The shorter the cut of the grass blade, the quicker the roll. That said, the shorter the cut, the higher the stress level on the plant. A good way to counteract blade stress is a longer, healthier root system, which is encouraged through the USGA’s specifications via building a sand base atop native soil.
There’s nothing that prevents superintendents from getting stimp speeds down to the standards of yore. Except for member input…and that’s really the answer at the end of the day.
“The short answer is that people demand it,” Beckman says. “Because how many times do you go to a club and the first thing any member tells you is ‘we have the best greens in whatever state or county or city’…That’s the first thing they always want to tell you is that their greens are the best.”
The only standard they use for measuring “best” is by speed. Playing around Columbus privates, I’ve heard Beckman’s theoretical narrative often. What are the subtle double breaks on a Ross green when my Nicklaus green rolls two points higher on the Stimp scale?
Beckman relates two anecdotes to demonstrate the point. His childhood club was Meadowbrook, a Willie Park Jr. in the Detroit area that was recently overhauled by Andy Staples with the intention of bringing it in line with Park’s architectural identity. This included a trip to Huntercombe to study some of the Scot’s wonkiest putting surfaces. Membership accepted, albeit warily in some instances, the newly dramatic greens. One change they would not accept, however, was Staples’s suggestion that the greens would need to move slower.
Although not quite Sitwellian, an example of a Willie Park-style green with moments of plentiful slope. (Photo Cred: The Fried Egg)
“I know for a fact that Andy has been back to Meadowbrook and has told them that the greens are too fast. The membership just kind of rejects that notion,” Beckman says. “They’ve always been fast. Regardless of what he did to them. Some greens are more changed than others. But the membership would never go for those things going any slower. It’s always been like that, since I was five-years-old. Fast, firm.”
Likewise, Beckman is a member at Glen Flora in the Chicago area, and has done renovation work there. The closing hole is an 180-yard par three that slants severely from right to left. Beckman has left the green largely untouched, despite it running about 12 on average, because membership appreciates the extreme difficulty in finishing with a par.

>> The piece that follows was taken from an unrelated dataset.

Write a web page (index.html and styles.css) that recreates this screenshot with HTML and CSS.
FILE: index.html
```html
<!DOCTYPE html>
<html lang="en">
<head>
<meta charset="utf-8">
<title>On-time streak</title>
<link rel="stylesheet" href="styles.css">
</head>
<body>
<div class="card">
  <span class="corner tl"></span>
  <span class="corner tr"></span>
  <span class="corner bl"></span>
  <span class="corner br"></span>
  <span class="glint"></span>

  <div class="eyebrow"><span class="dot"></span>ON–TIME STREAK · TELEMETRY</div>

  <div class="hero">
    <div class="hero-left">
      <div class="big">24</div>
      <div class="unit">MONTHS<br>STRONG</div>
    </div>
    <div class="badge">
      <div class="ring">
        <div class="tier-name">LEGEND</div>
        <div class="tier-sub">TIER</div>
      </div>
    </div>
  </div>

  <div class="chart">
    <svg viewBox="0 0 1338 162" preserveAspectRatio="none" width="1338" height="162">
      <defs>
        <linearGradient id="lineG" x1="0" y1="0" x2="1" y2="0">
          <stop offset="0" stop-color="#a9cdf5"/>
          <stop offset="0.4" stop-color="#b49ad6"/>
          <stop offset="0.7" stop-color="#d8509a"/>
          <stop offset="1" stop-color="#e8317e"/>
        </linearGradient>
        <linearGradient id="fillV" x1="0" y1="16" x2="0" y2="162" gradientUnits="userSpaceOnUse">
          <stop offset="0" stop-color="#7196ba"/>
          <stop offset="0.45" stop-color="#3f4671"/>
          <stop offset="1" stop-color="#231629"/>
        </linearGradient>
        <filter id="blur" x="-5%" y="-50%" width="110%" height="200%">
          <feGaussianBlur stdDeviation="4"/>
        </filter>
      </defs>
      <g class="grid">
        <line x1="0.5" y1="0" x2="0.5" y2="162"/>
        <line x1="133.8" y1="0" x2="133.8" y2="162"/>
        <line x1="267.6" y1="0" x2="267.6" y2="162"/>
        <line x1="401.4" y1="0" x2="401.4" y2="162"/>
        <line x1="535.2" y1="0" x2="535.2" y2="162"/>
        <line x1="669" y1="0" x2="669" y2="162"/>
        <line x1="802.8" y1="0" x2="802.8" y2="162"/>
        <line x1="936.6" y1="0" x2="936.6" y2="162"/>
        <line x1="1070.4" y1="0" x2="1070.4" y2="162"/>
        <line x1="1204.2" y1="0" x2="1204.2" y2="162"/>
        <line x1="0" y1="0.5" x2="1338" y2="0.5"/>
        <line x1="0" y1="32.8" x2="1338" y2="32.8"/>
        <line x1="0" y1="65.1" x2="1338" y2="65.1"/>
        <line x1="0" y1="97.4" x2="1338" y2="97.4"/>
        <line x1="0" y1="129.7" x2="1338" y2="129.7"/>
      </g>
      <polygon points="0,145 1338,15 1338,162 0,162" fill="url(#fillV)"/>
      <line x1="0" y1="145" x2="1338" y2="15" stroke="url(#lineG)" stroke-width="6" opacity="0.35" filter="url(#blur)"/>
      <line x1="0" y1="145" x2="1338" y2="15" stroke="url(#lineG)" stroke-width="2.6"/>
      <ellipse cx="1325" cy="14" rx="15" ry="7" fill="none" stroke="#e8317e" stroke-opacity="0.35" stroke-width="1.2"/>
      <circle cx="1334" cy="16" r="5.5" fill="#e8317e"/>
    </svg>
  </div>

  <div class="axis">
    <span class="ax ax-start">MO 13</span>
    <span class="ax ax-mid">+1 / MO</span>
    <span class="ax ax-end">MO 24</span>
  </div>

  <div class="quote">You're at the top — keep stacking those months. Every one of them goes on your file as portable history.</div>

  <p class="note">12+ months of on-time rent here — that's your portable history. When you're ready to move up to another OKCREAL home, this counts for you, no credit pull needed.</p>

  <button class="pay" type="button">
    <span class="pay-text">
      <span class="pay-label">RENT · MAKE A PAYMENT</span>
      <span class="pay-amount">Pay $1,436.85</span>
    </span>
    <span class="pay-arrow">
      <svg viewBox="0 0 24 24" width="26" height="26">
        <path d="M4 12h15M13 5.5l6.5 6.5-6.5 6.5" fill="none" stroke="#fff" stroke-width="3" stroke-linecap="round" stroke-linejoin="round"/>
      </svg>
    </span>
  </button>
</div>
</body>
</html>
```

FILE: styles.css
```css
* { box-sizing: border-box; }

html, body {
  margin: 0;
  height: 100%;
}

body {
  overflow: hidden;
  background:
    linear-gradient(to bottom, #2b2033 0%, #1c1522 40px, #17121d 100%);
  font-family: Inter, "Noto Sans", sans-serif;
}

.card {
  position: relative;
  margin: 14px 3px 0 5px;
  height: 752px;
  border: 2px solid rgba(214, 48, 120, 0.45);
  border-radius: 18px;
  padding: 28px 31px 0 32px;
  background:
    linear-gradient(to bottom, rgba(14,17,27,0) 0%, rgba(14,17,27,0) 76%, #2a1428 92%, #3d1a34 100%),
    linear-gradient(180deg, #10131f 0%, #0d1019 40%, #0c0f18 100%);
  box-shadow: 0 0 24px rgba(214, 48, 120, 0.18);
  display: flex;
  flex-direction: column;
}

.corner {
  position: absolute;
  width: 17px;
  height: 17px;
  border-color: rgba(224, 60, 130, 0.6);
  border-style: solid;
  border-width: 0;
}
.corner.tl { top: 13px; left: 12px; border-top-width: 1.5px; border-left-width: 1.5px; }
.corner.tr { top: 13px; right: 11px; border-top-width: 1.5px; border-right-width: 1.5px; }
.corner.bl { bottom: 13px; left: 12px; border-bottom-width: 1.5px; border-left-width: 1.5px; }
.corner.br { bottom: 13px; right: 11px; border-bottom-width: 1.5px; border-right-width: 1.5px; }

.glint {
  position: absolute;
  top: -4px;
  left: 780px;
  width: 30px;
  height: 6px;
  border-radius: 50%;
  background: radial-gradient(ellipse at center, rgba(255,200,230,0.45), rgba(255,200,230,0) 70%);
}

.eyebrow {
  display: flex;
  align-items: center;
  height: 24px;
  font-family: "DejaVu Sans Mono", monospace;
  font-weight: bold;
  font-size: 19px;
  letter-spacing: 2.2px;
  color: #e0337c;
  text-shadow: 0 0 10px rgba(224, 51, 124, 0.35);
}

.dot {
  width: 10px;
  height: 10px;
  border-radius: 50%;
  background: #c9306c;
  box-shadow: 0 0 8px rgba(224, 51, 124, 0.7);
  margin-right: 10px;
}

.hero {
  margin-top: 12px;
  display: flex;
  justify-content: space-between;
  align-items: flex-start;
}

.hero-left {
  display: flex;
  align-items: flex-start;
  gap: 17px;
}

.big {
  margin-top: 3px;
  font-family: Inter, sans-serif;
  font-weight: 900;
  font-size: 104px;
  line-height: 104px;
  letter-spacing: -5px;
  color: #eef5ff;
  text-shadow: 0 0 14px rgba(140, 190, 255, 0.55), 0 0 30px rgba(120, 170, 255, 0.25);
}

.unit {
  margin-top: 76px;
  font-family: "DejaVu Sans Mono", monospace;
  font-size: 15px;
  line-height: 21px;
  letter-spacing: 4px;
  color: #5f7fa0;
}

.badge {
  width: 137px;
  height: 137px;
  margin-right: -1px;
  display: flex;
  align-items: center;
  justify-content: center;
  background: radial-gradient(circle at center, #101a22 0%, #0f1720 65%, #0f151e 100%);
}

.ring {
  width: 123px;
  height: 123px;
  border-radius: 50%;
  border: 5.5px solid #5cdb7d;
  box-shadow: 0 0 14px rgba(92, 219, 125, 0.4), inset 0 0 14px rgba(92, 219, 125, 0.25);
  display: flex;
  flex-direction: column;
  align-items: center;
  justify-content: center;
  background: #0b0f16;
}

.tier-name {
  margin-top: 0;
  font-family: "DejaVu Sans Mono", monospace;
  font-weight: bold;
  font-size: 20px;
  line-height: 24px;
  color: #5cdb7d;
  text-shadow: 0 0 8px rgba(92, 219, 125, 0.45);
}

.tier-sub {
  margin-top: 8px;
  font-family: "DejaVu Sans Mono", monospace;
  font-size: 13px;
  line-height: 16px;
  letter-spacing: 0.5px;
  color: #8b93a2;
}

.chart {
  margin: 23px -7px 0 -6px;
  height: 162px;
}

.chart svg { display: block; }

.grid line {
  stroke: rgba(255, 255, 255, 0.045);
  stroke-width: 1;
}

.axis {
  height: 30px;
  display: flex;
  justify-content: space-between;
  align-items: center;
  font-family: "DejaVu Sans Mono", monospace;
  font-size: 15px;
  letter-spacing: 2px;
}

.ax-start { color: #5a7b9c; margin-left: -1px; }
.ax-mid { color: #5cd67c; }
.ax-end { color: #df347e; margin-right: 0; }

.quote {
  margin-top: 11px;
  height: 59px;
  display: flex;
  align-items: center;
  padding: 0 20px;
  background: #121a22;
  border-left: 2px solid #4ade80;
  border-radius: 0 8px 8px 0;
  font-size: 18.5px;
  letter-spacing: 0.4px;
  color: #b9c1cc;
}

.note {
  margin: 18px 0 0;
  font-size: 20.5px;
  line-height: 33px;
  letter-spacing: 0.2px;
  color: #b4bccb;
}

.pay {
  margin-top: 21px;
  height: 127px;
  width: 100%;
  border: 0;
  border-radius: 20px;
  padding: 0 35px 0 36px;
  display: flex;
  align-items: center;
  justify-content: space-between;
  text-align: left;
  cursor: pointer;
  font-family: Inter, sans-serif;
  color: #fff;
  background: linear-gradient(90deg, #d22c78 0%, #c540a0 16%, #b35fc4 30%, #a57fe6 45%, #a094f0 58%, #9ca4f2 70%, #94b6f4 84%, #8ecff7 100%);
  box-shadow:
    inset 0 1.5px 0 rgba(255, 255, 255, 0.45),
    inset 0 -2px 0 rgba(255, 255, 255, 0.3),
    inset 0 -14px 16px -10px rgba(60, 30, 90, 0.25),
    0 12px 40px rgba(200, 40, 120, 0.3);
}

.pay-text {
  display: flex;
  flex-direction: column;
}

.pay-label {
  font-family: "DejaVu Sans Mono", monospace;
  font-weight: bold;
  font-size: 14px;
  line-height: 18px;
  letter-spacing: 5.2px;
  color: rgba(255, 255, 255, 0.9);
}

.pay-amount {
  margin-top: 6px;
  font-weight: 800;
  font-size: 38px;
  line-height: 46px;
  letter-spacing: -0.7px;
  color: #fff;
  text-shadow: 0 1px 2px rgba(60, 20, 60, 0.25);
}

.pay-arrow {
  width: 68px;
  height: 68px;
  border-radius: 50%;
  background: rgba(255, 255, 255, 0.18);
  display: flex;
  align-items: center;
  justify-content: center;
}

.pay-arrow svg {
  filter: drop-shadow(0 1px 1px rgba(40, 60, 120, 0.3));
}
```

But even he, a hair over scratch, has acknowledged that the near impossibility of pulling off shots to certain pin positions has made him reconsider the current state of the green. The solution would either be to soften the right-to-left, or slow down the green speeds. One seems less likely than the other.
“Everybody complains about it but when [the superintendent] has the greens going at 10 or 11, which happens early on in the year, people complain about how slow they are,” he says.
A look at Glen Flora’s notorious closing par three. There are plans to expand the green for more pin placements…but not to soften its tough grade. (Photo Cred: Emergency 9 Golf)
“Speed is addictive,” as Michael Hurdzan has stated. There is, among American private memberships, a literal need for speed.
As has been the story elsewhere in golf, there has been a move in a different direction from the crop of “minimalist” architects, including Doak, Gil Hanse, and the Rob King-Tad Collins tandem, particularly on the public side of the golf spectrum. Each has created courses with dial-pushing green contours; a short list might include Old Macdonald for Doak, Sweetens Cove for King-Collins, and particularly Streamsong Black for Hanse (notably, none of these greens are USGA spec).
What’s interesting is that these architects don’t seem to have watered themselves down for their private audiences. I contacted members at Ballyneal (Doak), Lost Dunes (Doak), and Boston Golf Club (Hanse) — all are known for their dramatic greens — and according to my sources, all play in the 10-ballpark…a significant (and necessary) drop from the speeds seen at my local Robert Trent Jones II.
It seems that these architects have some sway over more recent generations of private golf members, helping them to understand the true strength of a great green.
But does this mean we can eventually expect full Sitwells? Probably not.
This is far from the best representative of a nuts green from Doak at Bandon, but I haven’t played Old Macdonald yet and I didn’t take my camera out too much at Pacific. More importantly, I like this photo. (Photo Cred: BPBM)
First, although architecture-aware golfers are more likely to embrace slower green speeds, there are limits to their patience. We’re simply too comfortable within the modern range of speeds, and that’s going to be tough to step back from. It’s like playing Tiger Woods PGA Tour 13 and jumping between the modern Augusta and the sepia-tone Augusta of the first Masters. The slopes are eye-opening and, even with the slowing of putting speeds programmed into the latter, it’s difficult to adjust to the needs of a ‘30s green.
Difficulty adjusting is a death knell for bold ideas in golf, and otherwise.
Second, even if Mike Keiser may be the most driving force in the move back to medium-speed greens, his interest in such old-world course design only goes so far. He expressed to Doak during the construction of Pacific Dunes that he didn’t want bold internal contouring that could push well-struck approaches to the opposite corner of the green from the flagstick (which Keiser perceived would irritate his template “retail golfer”). Likewise, it’s rumored that Hanse unofficially lost the Sheep Ranch project when Keiser played the extreme greens at Streamsong Black.
If such a course were to emerge, it would be on the Sweetens Cove approach to fame…no big news event…just sitting there and waiting for cult status to materialize. No big-name golf management company wants to hear their course is going to run a 7 on the Stimp. That’s just too far from what’s acceptable.
Sitwellian greens are a tough ask for somebody interested in launching a golf course, and maybe even too tall an ask for envelope pushers like Doak, Hanse, and King-Collins.
But hey, if you want to be mentioned alongside those guys, feel free to run with this concept.